- [Problem]:
Each line of the listing must be transcribed exactly, except for the images, which should be excluded.

- [Information shown]:
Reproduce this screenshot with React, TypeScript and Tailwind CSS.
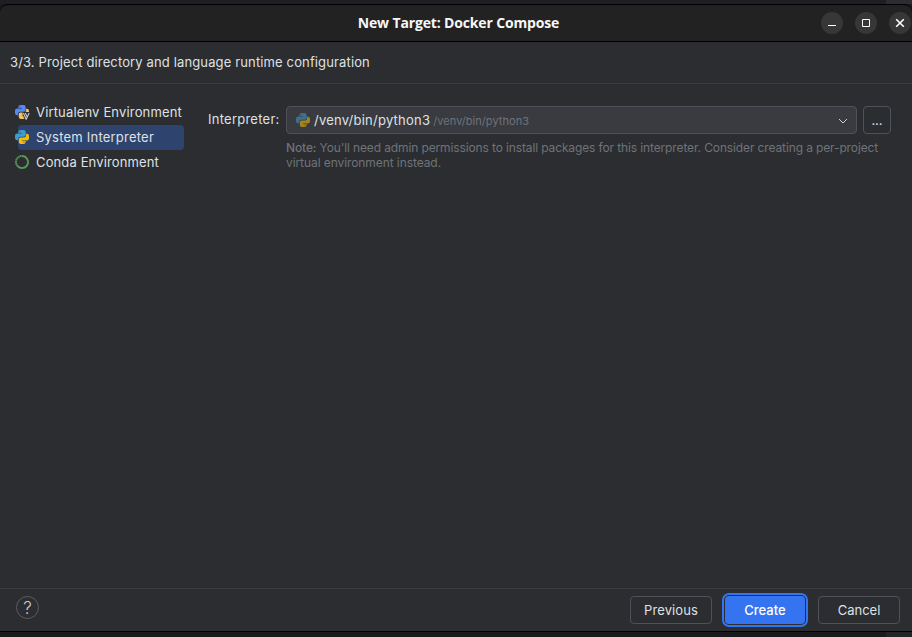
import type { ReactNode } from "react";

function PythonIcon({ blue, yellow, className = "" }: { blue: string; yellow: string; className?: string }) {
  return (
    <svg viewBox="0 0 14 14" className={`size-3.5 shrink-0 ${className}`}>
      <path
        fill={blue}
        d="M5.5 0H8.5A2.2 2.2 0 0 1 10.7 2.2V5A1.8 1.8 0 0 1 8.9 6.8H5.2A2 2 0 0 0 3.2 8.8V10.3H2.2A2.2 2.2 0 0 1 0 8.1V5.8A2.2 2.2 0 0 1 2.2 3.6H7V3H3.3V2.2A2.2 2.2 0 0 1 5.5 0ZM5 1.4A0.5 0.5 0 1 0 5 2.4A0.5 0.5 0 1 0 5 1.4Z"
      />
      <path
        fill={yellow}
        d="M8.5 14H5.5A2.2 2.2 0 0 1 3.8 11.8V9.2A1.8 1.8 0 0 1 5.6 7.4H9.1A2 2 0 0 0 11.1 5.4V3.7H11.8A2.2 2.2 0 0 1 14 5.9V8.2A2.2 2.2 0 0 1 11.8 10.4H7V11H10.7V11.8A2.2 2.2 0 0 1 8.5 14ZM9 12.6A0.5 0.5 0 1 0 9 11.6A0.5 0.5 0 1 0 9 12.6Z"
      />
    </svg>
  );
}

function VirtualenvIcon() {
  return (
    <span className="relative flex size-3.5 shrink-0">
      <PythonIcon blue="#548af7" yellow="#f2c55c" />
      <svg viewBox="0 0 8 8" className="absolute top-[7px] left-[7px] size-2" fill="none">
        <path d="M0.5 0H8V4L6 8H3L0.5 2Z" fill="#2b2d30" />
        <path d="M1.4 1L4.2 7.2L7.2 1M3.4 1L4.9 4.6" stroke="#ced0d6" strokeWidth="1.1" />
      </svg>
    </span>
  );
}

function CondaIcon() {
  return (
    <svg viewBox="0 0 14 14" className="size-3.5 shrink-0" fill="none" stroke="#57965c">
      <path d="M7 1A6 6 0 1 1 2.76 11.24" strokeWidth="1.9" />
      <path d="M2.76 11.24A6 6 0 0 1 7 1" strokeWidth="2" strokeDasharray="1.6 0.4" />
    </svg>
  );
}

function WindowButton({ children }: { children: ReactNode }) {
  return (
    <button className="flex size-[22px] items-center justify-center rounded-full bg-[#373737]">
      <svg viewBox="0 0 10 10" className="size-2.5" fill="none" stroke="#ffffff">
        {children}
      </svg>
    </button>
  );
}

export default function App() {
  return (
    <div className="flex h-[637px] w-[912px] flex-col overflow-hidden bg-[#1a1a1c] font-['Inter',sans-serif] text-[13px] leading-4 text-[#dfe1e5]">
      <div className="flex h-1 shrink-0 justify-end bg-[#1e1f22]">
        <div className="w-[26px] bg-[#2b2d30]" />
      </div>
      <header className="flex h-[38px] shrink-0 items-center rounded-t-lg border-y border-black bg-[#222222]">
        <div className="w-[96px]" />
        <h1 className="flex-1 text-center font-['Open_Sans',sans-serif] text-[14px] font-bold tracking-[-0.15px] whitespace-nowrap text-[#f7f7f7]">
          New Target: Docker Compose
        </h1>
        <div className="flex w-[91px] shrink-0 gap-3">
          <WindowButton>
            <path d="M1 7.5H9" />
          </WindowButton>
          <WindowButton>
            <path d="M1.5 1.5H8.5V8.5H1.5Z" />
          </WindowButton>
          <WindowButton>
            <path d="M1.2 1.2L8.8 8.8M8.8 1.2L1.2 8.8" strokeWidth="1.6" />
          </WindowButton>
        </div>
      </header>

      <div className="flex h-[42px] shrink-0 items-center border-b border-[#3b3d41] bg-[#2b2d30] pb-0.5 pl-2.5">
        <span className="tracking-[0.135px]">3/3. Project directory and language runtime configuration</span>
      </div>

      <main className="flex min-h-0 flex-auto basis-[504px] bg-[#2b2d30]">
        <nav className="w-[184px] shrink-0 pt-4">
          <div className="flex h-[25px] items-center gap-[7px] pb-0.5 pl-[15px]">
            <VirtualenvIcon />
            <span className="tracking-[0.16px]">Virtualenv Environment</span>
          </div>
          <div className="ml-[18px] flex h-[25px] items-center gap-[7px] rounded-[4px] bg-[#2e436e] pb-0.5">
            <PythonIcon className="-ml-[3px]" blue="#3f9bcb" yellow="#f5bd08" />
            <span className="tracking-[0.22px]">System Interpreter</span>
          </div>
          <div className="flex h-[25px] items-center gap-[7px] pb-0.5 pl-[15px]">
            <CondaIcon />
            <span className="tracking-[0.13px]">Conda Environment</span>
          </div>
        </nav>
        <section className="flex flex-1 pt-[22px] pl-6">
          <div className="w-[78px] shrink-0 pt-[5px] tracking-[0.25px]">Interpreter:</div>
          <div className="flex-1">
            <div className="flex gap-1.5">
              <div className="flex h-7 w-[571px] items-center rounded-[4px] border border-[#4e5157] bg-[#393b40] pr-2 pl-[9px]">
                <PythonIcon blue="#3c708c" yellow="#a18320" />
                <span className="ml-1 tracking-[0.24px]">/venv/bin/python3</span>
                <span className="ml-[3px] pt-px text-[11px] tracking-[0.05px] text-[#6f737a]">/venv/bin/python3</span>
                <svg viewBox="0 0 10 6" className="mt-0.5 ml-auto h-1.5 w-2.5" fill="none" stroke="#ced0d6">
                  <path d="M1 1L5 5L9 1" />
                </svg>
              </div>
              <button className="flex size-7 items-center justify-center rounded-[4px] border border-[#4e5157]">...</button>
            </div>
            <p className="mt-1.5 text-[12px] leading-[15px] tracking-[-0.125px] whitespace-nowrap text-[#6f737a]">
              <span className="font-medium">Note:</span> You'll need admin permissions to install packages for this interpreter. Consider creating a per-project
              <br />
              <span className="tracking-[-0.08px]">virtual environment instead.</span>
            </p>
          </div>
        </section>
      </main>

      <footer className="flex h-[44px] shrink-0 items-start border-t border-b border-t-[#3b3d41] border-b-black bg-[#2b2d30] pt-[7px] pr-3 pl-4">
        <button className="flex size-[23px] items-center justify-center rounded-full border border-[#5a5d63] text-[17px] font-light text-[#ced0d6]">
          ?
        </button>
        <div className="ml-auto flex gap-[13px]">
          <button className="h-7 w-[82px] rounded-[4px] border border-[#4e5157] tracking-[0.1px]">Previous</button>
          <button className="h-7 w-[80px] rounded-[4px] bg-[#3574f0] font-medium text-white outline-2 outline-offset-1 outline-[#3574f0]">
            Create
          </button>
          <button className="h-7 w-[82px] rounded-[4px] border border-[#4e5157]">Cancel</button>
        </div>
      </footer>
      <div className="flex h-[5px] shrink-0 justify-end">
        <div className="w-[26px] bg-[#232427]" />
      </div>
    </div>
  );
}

- [Exercise result]:
Reproduce this screenshot with React, TypeScript and Tailwind CSS.
import type { ReactNode } from "react";

function PythonIcon({ blue, yellow, className = "" }: { blue: string; yellow: string; className?: string }) {
  return (
    <svg viewBox="0 0 14 14" className={`size-3.5 shrink-0 ${className}`}>
      <path
        fill={blue}
        d="M5.5 0H8.5A2.2 2.2 0 0 1 10.7 2.2V5A1.8 1.8 0 0 1 8.9 6.8H5.2A2 2 0 0 0 3.2 8.8V10.3H2.2A2.2 2.2 0 0 1 0 8.1V5.8A2.2 2.2 0 0 1 2.2 3.6H7V3H3.3V2.2A2.2 2.2 0 0 1 5.5 0ZM5 1.4A0.5 0.5 0 1 0 5 2.4A0.5 0.5 0 1 0 5 1.4Z"
      />
      <path
        fill={yellow}
        d="M8.5 14H5.5A2.2 2.2 0 0 1 3.8 11.8V9.2A1.8 1.8 0 0 1 5.6 7.4H9.1A2 2 0 0 0 11.1 5.4V3.7H11.8A2.2 2.2 0 0 1 14 5.9V8.2A2.2 2.2 0 0 1 11.8 10.4H7V11H10.7V11.8A2.2 2.2 0 0 1 8.5 14ZM9 12.6A0.5 0.5 0 1 0 9 11.6A0.5 0.5 0 1 0 9 12.6Z"
      />
    </svg>
  );
}

function VirtualenvIcon() {
  return (
    <span className="relative flex size-3.5 shrink-0">
      <PythonIcon blue="#548af7" yellow="#f2c55c" />
      <svg viewBox="0 0 8 8" className="absolute top-[7px] left-[7px] size-2" fill="none">
        <path d="M0.5 0H8V4L6 8H3L0.5 2Z" fill="#2b2d30" />
        <path d="M1.4 1L4.2 7.2L7.2 1M3.4 1L4.9 4.6" stroke="#ced0d6" strokeWidth="1.1" />
      </svg>
    </span>
  );
}

function CondaIcon() {
  return (
    <svg viewBox="0 0 14 14" className="size-3.5 shrink-0" fill="none" stroke="#57965c">
      <path d="M7 1A6 6 0 1 1 2.76 11.24" strokeWidth="1.9" />
      <path d="M2.76 11.24A6 6 0 0 1 7 1" strokeWidth="2" strokeDasharray="1.6 0.4" />
    </svg>
  );
}

function WindowButton({ children }: { children: ReactNode }) {
  return (
    <button className="flex size-[22px] items-center justify-center rounded-full bg-[#373737]">
      <svg viewBox="0 0 10 10" className="size-2.5" fill="none" stroke="#ffffff">
        {children}
      </svg>
    </button>
  );
}

export default function App() {
  return (
    <div className="flex h-[637px] w-[912px] flex-col overflow-hidden bg-[#1a1a1c] font-['Inter',sans-serif] text-[13px] leading-4 text-[#dfe1e5]">
      <div className="flex h-1 shrink-0 justify-end bg-[#1e1f22]">
        <div className="w-[26px] bg-[#2b2d30]" />
      </div>
      <header className="flex h-[38px] shrink-0 items-center rounded-t-lg border-y border-black bg-[#222222]">
        <div className="w-[96px]" />
        <h1 className="flex-1 text-center font-['Open_Sans',sans-serif] text-[14px] font-bold tracking-[-0.15px] whitespace-nowrap text-[#f7f7f7]">
          New Target: Docker Compose
        </h1>
        <div className="flex w-[91px] shrink-0 gap-3">
          <WindowButton>
            <path d="M1 7.5H9" />
          </WindowButton>
          <WindowButton>
            <path d="M1.5 1.5H8.5V8.5H1.5Z" />
          </WindowButton>
          <WindowButton>
            <path d="M1.2 1.2L8.8 8.8M8.8 1.2L1.2 8.8" strokeWidth="1.6" />
          </WindowButton>
        </div>
      </header>

      <div className="flex h-[42px] shrink-0 items-center border-b border-[#3b3d41] bg-[#2b2d30] pb-0.5 pl-2.5">
        <span className="tracking-[0.135px]">3/3. Project directory and language runtime configuration</span>
      </div>

      <main className="flex min-h-0 flex-auto basis-[504px] bg-[#2b2d30]">
        <nav className="w-[184px] shrink-0 pt-4">
          <div className="flex h-[25px] items-center gap-[7px] pb-0.5 pl-[15px]">
            <VirtualenvIcon />
            <span className="tracking-[0.16px]">Virtualenv Environment</span>
          </div>
          <div className="ml-[18px] flex h-[25px] items-center gap-[7px] rounded-[4px] bg-[#2e436e] pb-0.5">
            <PythonIcon className="-ml-[3px]" blue="#3f9bcb" yellow="#f5bd08" />
            <span className="tracking-[0.22px]">System Interpreter</span>
          </div>
          <div className="flex h-[25px] items-center gap-[7px] pb-0.5 pl-[15px]">
            <CondaIcon />
            <span className="tracking-[0.13px]">Conda Environment</span>
          </div>
        </nav>
        <section className="flex flex-1 pt-[22px] pl-6">
          <div className="w-[78px] shrink-0 pt-[5px] tracking-[0.25px]">Interpreter:</div>
          <div className="flex-1">
            <div className="flex gap-1.5">
              <div className="flex h-7 w-[571px] items-center rounded-[4px] border border-[#4e5157] bg-[#393b40] pr-2 pl-[9px]">
                <PythonIcon blue="#3c708c" yellow="#a18320" />
                <span className="ml-1 tracking-[0.24px]">/venv/bin/python3</span>
                <span className="ml-[3px] pt-px text-[11px] tracking-[0.05px] text-[#6f737a]">/venv/bin/python3</span>
                <svg viewBox="0 0 10 6" className="mt-0.5 ml-auto h-1.5 w-2.5" fill="none" stroke="#ced0d6">
                  <path d="M1 1L5 5L9 1" />
                </svg>
              </div>
              <button className="flex size-7 items-center justify-center rounded-[4px] border border-[#4e5157]">...</button>
            </div>
            <p className="mt-1.5 text-[12px] leading-[15px] tracking-[-0.125px] whitespace-nowrap text-[#6f737a]">
              <span className="font-medium">Note:</span> You'll need admin permissions to install packages for this interpreter. Consider creating a per-project
              <br />
              <span className="tracking-[-0.08px]">virtual environment instead.</span>
            </p>
          </div>
        </section>
      </main>

      <footer className="flex h-[44px] shrink-0 items-start border-t border-b border-t-[#3b3d41] border-b-black bg-[#2b2d30] pt-[7px] pr-3 pl-4">
        <button className="flex size-[23px] items-center justify-center rounded-full border border-[#5a5d63] text-[17px] font-light text-[#ced0d6]">
          ?
        </button>
        <div className="ml-auto flex gap-[13px]">
          <button className="h-7 w-[82px] rounded-[4px] border border-[#4e5157] tracking-[0.1px]">Previous</button>
          <button className="h-7 w-[80px] rounded-[4px] bg-[#3574f0] font-medium text-white outline-2 outline-offset-1 outline-[#3574f0]">
            Create
          </button>
          <button className="h-7 w-[82px] rounded-[4px] border border-[#4e5157]">Cancel</button>
        </div>
      </footer>
      <div className="flex h-[5px] shrink-0 justify-end">
        <div className="w-[26px] bg-[#232427]" />
      </div>
    </div>
  );
}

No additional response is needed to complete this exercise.